Dou muita risada ao ver tanto os conservadores “direitistas” que encontram um Olavo escatológico em suas páginas no Facebook, onde penam para entender as suas diatribes quanto da grande mídia ou comentaristas com viés de esquerda que não sabem como classifica-lo e o chamam de “ex-astrólogo” ou “ideólogo do Bolsonaro”.
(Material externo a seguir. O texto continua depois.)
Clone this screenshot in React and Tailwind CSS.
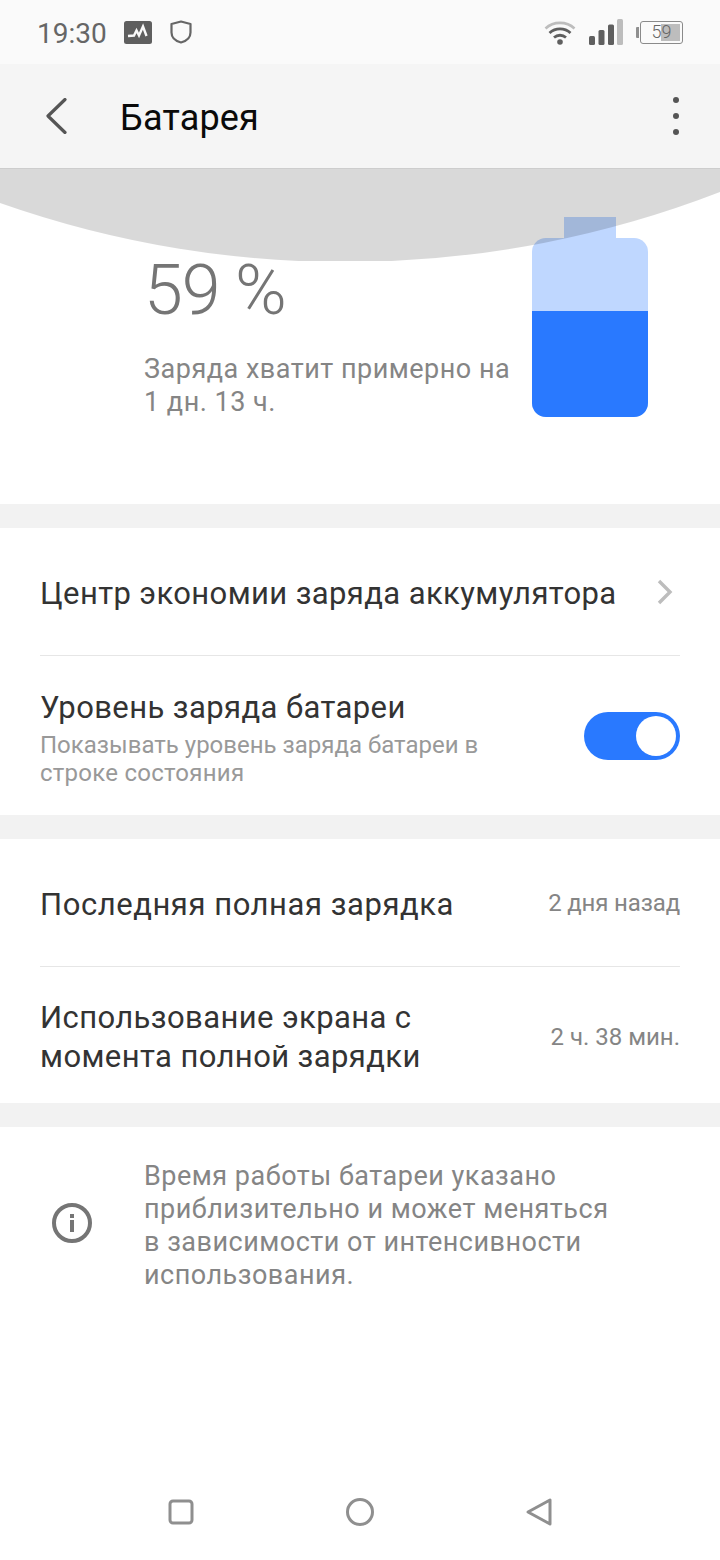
const font = { fontFamily: "Roboto, sans-serif" };

function StatusBar() {
  return (
    <div className="h-16 bg-[#fafafa] flex items-center pl-[37px] pr-[37px] text-[#666]">
      <span className="text-[28px] leading-none mt-[3px]">19:30</span>
      <svg className="ml-[17px]" width="28" height="23" viewBox="0 0 28 23">
        <rect width="28" height="23" rx="2.5" fill="#5f5f5f" />
        <path d="M4 15l6-.5 2.500-5 2.500 5 4-9 3.500 9.500" fill="none" stroke="#fafafa" strokeWidth="2.400" />
      </svg>
      <svg className="ml-[18px]" width="22" height="24" viewBox="0 0 22 24">
        <path d="M11 1.500 20.500 4v8.500c0 5-4 8.500-9.500 10C5.500 21 1.500 17.500 1.500 12.500V4z" fill="none" stroke="#666" strokeWidth="2.200" strokeLinejoin="round" />
      </svg>
      <svg className="ml-auto" width="32" height="25" viewBox="0 0 32 25">
        <path d="M1.500 8.500C9.500 1 22.500 1 30.500 8.500" fill="none" stroke="#bdbdbd" strokeWidth="2.600" />
        <path d="M5.500 13C11.500 7.500 20.500 7.500 26.500 13" fill="none" stroke="#5f5f5f" strokeWidth="2.800" />
        <path d="M10 17.500C13.500 14.500 18.500 14.500 22 17.500" fill="none" stroke="#5f5f5f" strokeWidth="2.800" />
        <circle cx="16" cy="22" r="2.800" fill="#5f5f5f" />
      </svg>
      <svg className="ml-[13px]" width="34" height="26" viewBox="0 0 34 26">
        <rect x="0" y="17" width="6" height="9" rx="1.500" fill="#5f5f5f" />
        <rect x="9.500" y="11" width="6" height="15" rx="1.500" fill="#5f5f5f" />
        <rect x="19" y="5.500" width="6" height="20.500" rx="1.500" fill="#5f5f5f" />
        <rect x="28" y="0" width="6" height="26" rx="1.500" fill="#bdbdbd" />
      </svg>
      <div className="ml-[13px] flex items-center">
        <div className="w-[3px] h-[11px] bg-[#8f8f8f] rounded-l-[1px] mr-px" />
        <div className="relative w-[43px] h-[23px] border-[1.5px] border-[#8a8a8a] rounded-[3px] p-[2px] flex justify-end">
          <div className="w-[19px] bg-[#bdbdbd]" />
          <span className="absolute inset-0 flex items-center justify-center text-[18px] font-light leading-none text-[#666]">59</span>
        </div>
      </div>
    </div>
  );
}

function Header() {
  return (
    <div className="h-[105px] bg-[#f5f5f5] border-b border-[#cdcdcd] flex items-center pl-[45px] pr-[41px]">
      <svg width="22" height="36" viewBox="0 0 22 36">
        <path d="M20 1.500 3 18 20 34.500" fill="none" stroke="#555" strokeWidth="3.200" strokeLinecap="round" strokeLinejoin="round" />
      </svg>
      <span className="ml-[53px] mt-[4px] text-[36px] leading-none text-[#0a0a0a] tracking-[0.2px]">Батарея</span>
      <div className="ml-auto flex flex-col gap-[10px]">
        <div className="w-[6px] h-[6px] rounded-full bg-[#555]" />
        <div className="w-[6px] h-[6px] rounded-full bg-[#555]" />
        <div className="w-[6px] h-[6px] rounded-full bg-[#555]" />
      </div>
    </div>
  );
}

function Hero() {
  return (
    <div className="relative h-[335px] bg-white flex pl-[144px] pr-[72px] overflow-hidden">
      <div className="flex-1 pt-[81px]">
        <div className="text-[70px] font-light leading-[80px] text-[#757575] tracking-[-1.2px]">59 %</div>
        <p className="mt-[23px] text-[27px] leading-[33px] text-[#858585] tracking-[0.5px] whitespace-nowrap">
          Заряда хватит примерно на
          <br />
          1 дн. 13 ч.
        </p>
      </div>
      <div className="w-[116px] pt-[48px] flex flex-col items-center">
        <div className="w-[52px] h-[21px] bg-[#bfd7ff]" />
        <div className="w-[116px] h-[179px] rounded-[14px] overflow-hidden bg-[#bfd7ff] flex flex-col justify-end">
          <div className="h-[106px] bg-[#2979ff]" />
        </div>
      </div>
      <svg className="absolute top-0 left-0" width="720" height="92" viewBox="0 0 720 92">
        <path d="M0 34A1038 1038 0 0 0 720 23V0H0Z" fill="#000" fillOpacity="0.15" />
      </svg>
    </div>
  );
}

function Divider() {
  return <div className="h-6 bg-[#f2f2f2]" />;
}

function InfoIcon() {
  return (
    <svg width="40" height="40" viewBox="0 0 40 40">
      <circle cx="20" cy="20" r="18" fill="none" stroke="#757575" strokeWidth="4" />
      <rect x="18" y="11" width="4" height="4" fill="#757575" />
      <rect x="18" y="17" width="4" height="12" fill="#757575" />
    </svg>
  );
}

export default function App() {
  return (
    <div className="w-[720px] h-[1560px] bg-white flex flex-col" style={font}>
      <StatusBar />
      <Header />
      <Hero />
      <Divider />

      <div className="px-10">
        <div className="h-[128px] border-b border-[#e6e6e6] flex items-center justify-between">
          <span className="mt-[3px] text-[31px] leading-none text-[#333] tracking-[0.39px]">Центр экономии заряда аккумулятора</span>
          <svg className="mr-[7px]" width="16" height="26" viewBox="0 0 16 26">
            <path d="M2 2l11 11L2 24" fill="none" stroke="#bdbdbd" strokeWidth="3.400" />
          </svg>
        </div>
        <div className="h-[159px] flex items-center justify-between">
          <div className="mt-[3px]">
            <div className="text-[31px] leading-[40px] text-[#333] tracking-[0.4px]">Уровень заряда батареи</div>
            <div className="mt-[3px] text-[24px] leading-[28px] text-[#999]">
              Показывать уровень заряда батареи в
              <br />
              <span className="tracking-[0.25px]">строке состояния</span>
            </div>
          </div>
          <div className="w-24 h-12 rounded-full bg-[#2979ff] flex items-center justify-end pr-1">
            <div className="w-10 h-10 rounded-full bg-white" />
          </div>
        </div>
      </div>

      <Divider />

      <div className="px-10">
        <div className="h-[128px] border-b border-[#e6e6e6] flex items-center justify-between">
          <span className="mt-[3px] text-[31px] leading-none text-[#333] tracking-[0.55px]">Последняя полная зарядка</span>
          <span className="mt-[1px] text-[24px] leading-none text-[#858585] tracking-[-0.15px]">2 дня назад</span>
        </div>
        <div className="h-[136px] flex items-center justify-between">
          <span className="mt-[3px] text-[31px] leading-[39px] text-[#333] tracking-[0.4px]">
            Использование экрана с
            <br />
            момента полной зарядки
          </span>
          <span className="mt-[3px] text-[24px] leading-none text-[#858585]">2 ч. 38 мин.</span>
        </div>
      </div>

      <Divider />

      <div className="flex pl-[52px] pt-[33px]">
        <div className="mt-[43px]">
          <InfoIcon />
        </div>
        <p className="ml-[52px] text-[27px] leading-[33px] text-[#858585] tracking-[0.5px]">
          Время работы батареи указано
          <br />
          приблизительно и может меняться
          <br />
          в зависимости от интенсивности
          <br />
          использования.
        </p>
      </div>

      <div className="mt-auto h-[79px] flex items-start pl-[168px] pt-[18px]">
        <svg width="26" height="26" viewBox="0 0 26 26">
          <rect x="2" y="2" width="22" height="22" rx="3" fill="none" stroke="#8f8f8f" strokeWidth="3" />
        </svg>
        <svg className="ml-[151px] -mt-[2px]" width="30" height="30" viewBox="0 0 30 30">
          <circle cx="15" cy="15" r="12.500" fill="none" stroke="#8f8f8f" strokeWidth="3" />
        </svg>
        <svg className="ml-[150px] -mt-[2px]" width="28" height="30" viewBox="0 0 28 30">
          <path d="M25 3v24L3 15z" fill="none" stroke="#8f8f8f" strokeWidth="3" strokeLinejoin="round" />
        </svg>
      </div>
    </div>
  );
}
Olavo, incontrolável, subiu o tom de suas catilinárias ao reclamar contra os jornalistas destes veículos – “no meu tempo de jornalismo (era copydesk do Jornal da Tarde) os cantores de ópera eram entrevistados por especialistas em música, os filósofos por escritores e assim por diante”. Não sei se serve de consolo para o Olavo mas cansei de ir a coletivas com grandes músicos que reclamavam das perguntas dos repórteres, que eram sempre rasas e mal feitas. Acho que este é um mal que acomete veículos que não tem tempo e dinheiro para manter grandes celeiros de pensadores e especialistas. Acho que esta batalha já foi ultrapassada e vencida pelas “novas mídias”.